Restaurant Pest Control in BC: What the Health Code Requires and How to Stay Compliant
Running a restaurant in British Columbia means juggling a hundred priorities on any given day — staffing, supply chain, customer experience, and a margin that doesn’t leave much room for error. The last thing you need is a health inspector finding pest evidence in your kitchen. But restaurant pest control in BC isn’t optional — it’s a regulatory requirement, and the consequences of falling short range from written warnings to closure orders that can damage your business permanently.
This guide covers what BC health authorities expect, which pests pose the greatest risk to food service operations, and how to build a pest management program that keeps your restaurant compliant, your customers safe, and your reputation intact.
BC Health Authority Pest Control Requirements
Restaurant pest control in British Columbia falls under the jurisdiction of regional health authorities — primarily Fraser Health for the Maple Ridge, Coquitlam, Port Coquitlam, and Pitt Meadows area, and Vancouver Coastal Health for Vancouver and adjacent communities. While the specific enforcement style varies between regions, the core requirements are consistent across the province.
What Health Inspectors Look For
During a routine inspection (typically unannounced, 1–3 times per year depending on risk category), Environmental Health Officers assess pest-related items including:
- Evidence of rodent activity: Droppings, gnaw marks, grease marks along walls, nesting material, or sightings. This is the highest-priority pest finding and can trigger immediate enforcement action.
- Evidence of insect activity: Live or dead cockroaches, flies in food preparation areas, drain fly infestations, stored product insects in dry goods, ant trails near food storage.
- Pest management plan documentation: Inspectors increasingly expect to see a written pest management plan, service records from a licensed pest control provider, and evidence of ongoing monitoring.
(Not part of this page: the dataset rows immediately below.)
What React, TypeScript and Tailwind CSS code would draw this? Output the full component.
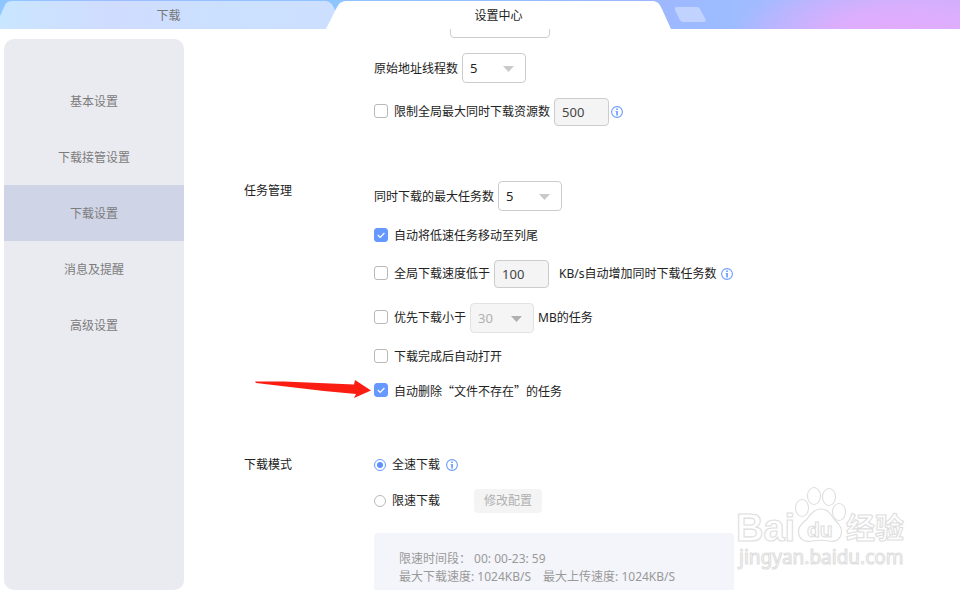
import type { ReactNode } from "react";

const sideItems = ["基本设置", "下载接管设置", "下载设置", "消息及提醒", "高级设置"];

function InfoIcon() {
  return (
    <svg className="h-3 w-3 shrink-0" viewBox="0 0 12 12" fill="none" aria-hidden="true">
      <circle cx="6" cy="6" r="5.4" stroke="#6b9bff" strokeWidth="1.1" />
      <rect x="5.2" y="2.5" width="1.7" height="1.5" fill="#6b9bff" />
      <rect x="5.2" y="5" width="1.7" height="4.5" fill="#6b9bff" />
      <rect x="4.5" y="5" width="1" height="0.8" fill="#6b9bff" />
    </svg>
  );
}

function Check({ id, checked = false, children }: { id: string; checked?: boolean; children: ReactNode }) {
  return (
    <div className="flex items-start gap-[6px]">
      <span className="relative mt-[2px] flex h-[14px] w-[14px]">
        <input
          id={id}
          type="checkbox"
          defaultChecked={checked}
          className="peer h-[14px] w-[14px] appearance-none rounded-[3px] border border-[#b8b8b8] bg-white checked:border-[#6699ff] checked:bg-[#6699ff]"
        />
        <svg
          className="pointer-events-none absolute inset-0 hidden h-[14px] w-[14px] peer-checked:block"
          viewBox="0 0 14 14"
          fill="none"
          aria-hidden="true"
        >
          <path d="M3.8 7l2.4 2.4 4.2-4.4" stroke="white" strokeWidth="1.2" />
        </svg>
      </span>
      <label htmlFor={id}>{children}</label>
    </div>
  );
}

function Select({ id, value, label, disabled = false }: { id: string; value: string; label?: string; disabled?: boolean }) {
  return (
    <span className="relative flex">
      <select
        id={id}
        aria-label={label}
        disabled={disabled}
        defaultValue={value}
        className="h-[30px] w-16 appearance-none rounded-[4px] border border-[#cccccc] bg-white pl-[7px] text-[13px] text-[#222222] disabled:border-[#e2e2e2] disabled:bg-[#f5f5f5] disabled:text-[#b0b0b0] disabled:opacity-100"
      >
        <option>{value}</option>
      </select>
      <svg
        className={`pointer-events-none absolute right-3 top-[13px] h-[6px] w-[11px] ${disabled ? "text-[#b0b0b0]" : "text-[#cacaca]"}`}
        viewBox="0 0 11 6"
        fill="currentColor"
        aria-hidden="true"
      >
        <path d="M0 0h11L5.5 6z" />
      </svg>
    </span>
  );
}

function NumberBox({ label, value }: { label: string; value: string }) {
  return (
    <input
      aria-label={label}
      defaultValue={value}
      className="h-7 w-[55px] rounded-[4px] border border-[#cccccc] bg-[#f4f4f4] px-[7px] text-[13px] text-[#444444]"
    />
  );
}

function Radio({ id, checked = false, children }: { id: string; checked?: boolean; children: ReactNode }) {
  return (
    <div className="flex items-center gap-[6px]">
      <input
        id={id}
        type="radio"
        name="mode"
        defaultChecked={checked}
        className="h-3 w-3 appearance-none rounded-full border border-[#b8b8b8] bg-white bg-clip-content p-[2px] checked:border-[#6699ff] checked:bg-[#5b92ff]"
      />
      <label htmlFor={id}>{children}</label>
    </div>
  );
}

function Section({ title, children }: { title: string; children: ReactNode }) {
  return (
    <section className="flex">
      <h2 className="w-[130px] shrink-0">{title}</h2>
      <div className="flex min-w-0 flex-1 flex-col gap-[14px]">{children}</div>
    </section>
  );
}

function Watermark() {
  return (
    <svg
      className="pointer-events-none absolute bottom-[18px] right-[50px] h-[86px] w-[176px]"
      viewBox="0 0 176 86"
      fill="#ffffff"
      stroke="#dedede"
      strokeWidth="1.1"
      aria-hidden="true"
    >
      <ellipse cx="68" cy="22" rx="6.5" ry="8.5" />
      <ellipse cx="80" cy="10" rx="6.5" ry="8.5" />
      <ellipse cx="95" cy="11" rx="6.5" ry="8.5" />
      <ellipse cx="105" cy="26" rx="6.5" ry="8.5" />
      <path d="M87 23c-8 0-11 7-15 11-6 5-9 9-7 15 2 6 8 7 13 6 6-1 11-1 17 0 5 1 10 0 12-6 2-6-1-10-6-15-4-4-6-11-14-11z" />
      <text x="2" y="55" className="font-['Liberation_Sans',sans-serif] text-[38px] font-bold">Bai</text>
      <text x="73" y="51" className="font-['Liberation_Sans',sans-serif] text-[21px] font-bold">du</text>
      <text x="112" y="53" className="font-['Noto_Sans_CJK_SC',sans-serif] text-[29px] font-bold">经验</text>
      <text x="5" y="78" className="font-['Noto_Sans',sans-serif] text-[19px]">jingyan.baidu.com</text>
    </svg>
  );
}

export default function App() {
  return (
    <div className="relative flex h-screen flex-col overflow-hidden bg-white font-['Noto_Sans','Noto_Sans_CJK_SC',sans-serif] text-xs leading-5 text-[#222222]">
      <header className="flex h-[29px] shrink-0 bg-[radial-gradient(ellipse_170px_60px_at_94%_120%,#e3abfb_0%,#dcaefd_40%,transparent_100%),linear-gradient(90deg,#8fc6ff_0%,#9dbcff_15%,#8dc5ff_35%,#9db6ff_66%,#9dbcff_76%,#a8b9ff_83%,#c6b0ff_100%)] pt-px">
        <button className="relative w-[337px] shrink-0 pt-[2px] text-[#777777]">
          <svg className="absolute inset-0 h-full w-full" viewBox="0 0 337 28" preserveAspectRatio="none" aria-hidden="true">
            <defs>
              <linearGradient id="tab" x1="0" y1="0" x2="1" y2="0">
                <stop offset="0" stopColor="#c9e6ff" />
                <stop offset="0.33" stopColor="#d0dcff" />
                <stop offset="0.65" stopColor="#cbe0ff" />
                <stop offset="1" stopColor="#cddfff" />
              </linearGradient>
            </defs>
            <path d="M0 28V15L5 4Q7 0 12 0H325Q330 0 333 5L337 13V28z" fill="url(#tab)" />
          </svg>
          <span className="relative">下载</span>
        </button>
        <button className="relative -ml-[11px] w-[345px] shrink-0 pt-[2px]">
          <svg className="absolute inset-0 h-full w-full" viewBox="0 0 345 28" preserveAspectRatio="none" aria-hidden="true">
            <path d="M0 28L11 6Q14 0 20 0H327Q332 0 335 6L345 28z" fill="white" />
          </svg>
          <span className="relative">设置中心</span>
        </button>
        <button aria-label="新标签" className="ml-[3px] mt-[6px] h-[15px] w-8">
          <svg viewBox="0 0 32 15" className="h-[15px] w-8" aria-hidden="true">
            <path d="M3 0H23Q25 0 26 2L32 13Q32 15 30 15H9Q7 15 6 13L1 3Q0 0 3 0z" fill="#c1d2ff" />
          </svg>
        </button>
      </header>

      <div className="flex min-h-0 flex-1">
        <nav className="ml-1 mt-[10px] w-[180px] shrink-0 rounded-[10px] bg-[#eaebf1] pt-[34px]">
          {sideItems.map((item) => (
            <button
              key={item}
              className={`block h-14 w-full pt-[2px] text-[#7c7c7c] ${item === "下载设置" ? "bg-[#cfd4e6]" : ""}`}
            >
              {item}
            </button>
          ))}
        </nav>

        <main className="ml-[60px] min-w-0 flex-1 overflow-hidden">
          <div className="-mt-[19px] ml-[130px] flex flex-col gap-[15px]">
            <input
              aria-label="线程数"
              className="ml-[76px] h-7 w-[100px] shrink-0 rounded-[4px] border border-[#cccccc] bg-white"
            />
            <div className="flex items-center gap-1">
              <label htmlFor="threads" className="pt-[2px]">原始地址线程数</label>
              <Select id="threads" value="5" />
            </div>
            <div className="flex items-center gap-1">
              <Check id="limit">限制全局最大同时下载资源数</Check>
              <span className="flex items-center gap-[2px]">
                <NumberBox label="最大资源数" value="500" />
                <InfoIcon />
              </span>
            </div>
          </div>

          <div className="mt-[55px] flex flex-col gap-[53px]">
            <Section title="任务管理">
              <div className="flex items-center gap-1 pb-px">
                <label htmlFor="tasks" className="pt-[2px]">同时下载的最大任务数</label>
                <Select id="tasks" value="5" />
              </div>
              <Check id="slow" checked>自动将低速任务移动至列尾</Check>
              <div className="flex items-center gap-1">
                <Check id="speed">全局下载速度低于</Check>
                <NumberBox label="下载速度" value="100" />
                <span className="flex items-center gap-[5px] pl-[6px]">
                  <span>KB/s自动增加同时下载任务数</span>
                  <InfoIcon />
                </span>
              </div>
              <div className="flex items-center gap-1 pt-px">
                <Check id="small">优先下载小于</Check>
                <Select id="size" label="任务大小" value="30" disabled />
                <span>MB的任务</span>
              </div>
              <Check id="open">下载完成后自动打开</Check>
              <div className="relative">
                <svg
                  className="pointer-events-none absolute -left-[120px] -top-px h-5 w-[118px]"
                  viewBox="0 0 118 20"
                  aria-hidden="true"
                >
                  <path d="M1 1.500L30 1.500 100 4.500 101 0 117 10.500 100 18 102 14 70 11 2 3z" fill="#fb1d12" />
                </svg>
                <Check id="missing" checked>
                  自动删除<span className="font-['Noto_Sans_CJK_SC',sans-serif]">“文件不存在”</span>的任务
                </Check>
              </div>
            </Section>

            <Section title="下载模式">
              <div className="flex items-center gap-[6px]">
                <Radio id="full" checked>全速下载</Radio>
                <InfoIcon />
              </div>
              <div className="flex items-center gap-[34px]">
                <Radio id="limited">限速下载</Radio>
                <button disabled className="h-6 w-[68px] rounded-[4px] bg-[#f4f4f4] text-[#b0b0b0]">
                  修改配置
                </button>
              </div>
              <div className="mt-[6px] w-[360px] rounded-[4px] bg-[#f4f5fa] px-[25px] pb-4 pt-[17px] leading-[18px] text-[#999999]">
                <p>限速时间段： 00: 00-23: 59</p>
                <p>
                  <span>最大下载速度: 1024KB/S</span>
                  <span className="ml-3">最大上传速度: 1024KB/S</span>
                </p>
              </div>
            </Section>
          </div>
        </main>
      </div>
      <Watermark />
    </div>
  );
}
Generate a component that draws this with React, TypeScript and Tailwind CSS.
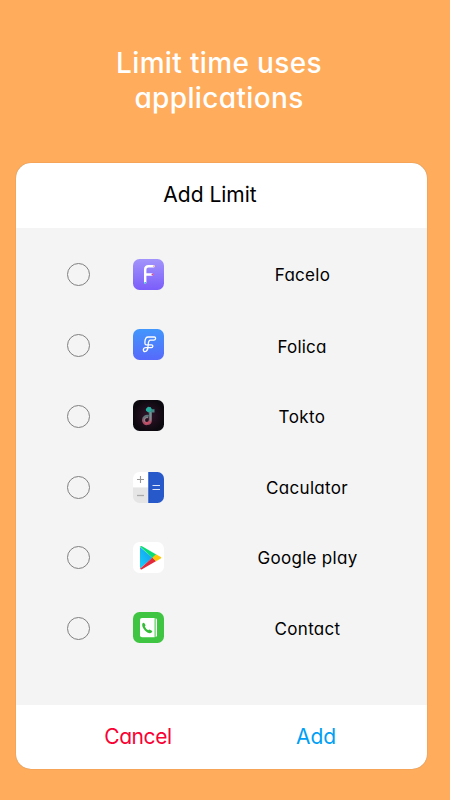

- Structural conditions enabling pest entry: Gaps under exterior doors, damaged weather stripping, unscreened openings, gaps around utility penetrations, and holes in walls or floors.
- Sanitation conditions that attract pests: Grease accumulation, food debris in hard-to-reach areas, improperly stored food, overflowing or uncovered garbage, and unclean dumpster areas.
Consequences of Pest-Related Violations
The consequences escalate with severity:
- Written violation: A documented finding that requires correction within a specified timeframe (typically 24–72 hours for pest-related issues). The violation becomes part of your inspection record, which is publicly available.
- Re-inspection: A follow-up visit to confirm correction. Re-inspections may incur fees.
- Closure order: In cases of severe infestation (particularly rodents in food preparation or storage areas), the health authority can order immediate closure until the issue is resolved and the premises pass re-inspection. Closures are published publicly.
- Fines: Under BC’s Public Health Act, violations can result in fines. Repeated non-compliance escalates penalties.
- Reputation damage: In the era of online reviews and social media, a pest-related closure or public health notice can cause lasting damage to your restaurant’s reputation. Health inspection results for Fraser Health facilities are publicly searchable.
The Most Common Restaurant Pests in the Lower Mainland
Restaurant environments provide everything pests need: food, water, warmth, and shelter. Here are the species that cause the most problems for food service operations in our area.
German Cockroaches
The German cockroach (Blattella germanica) is the restaurant industry’s most persistent pest worldwide, and BC is no exception. These small (12–15mm), light brown cockroaches reproduce rapidly — a single female can produce up to 400 offspring in her lifetime. They thrive in the warm, humid environments behind commercial kitchen equipment, inside wall voids near hot water pipes, under dishwasher units, and in cracks and crevices throughout the kitchen.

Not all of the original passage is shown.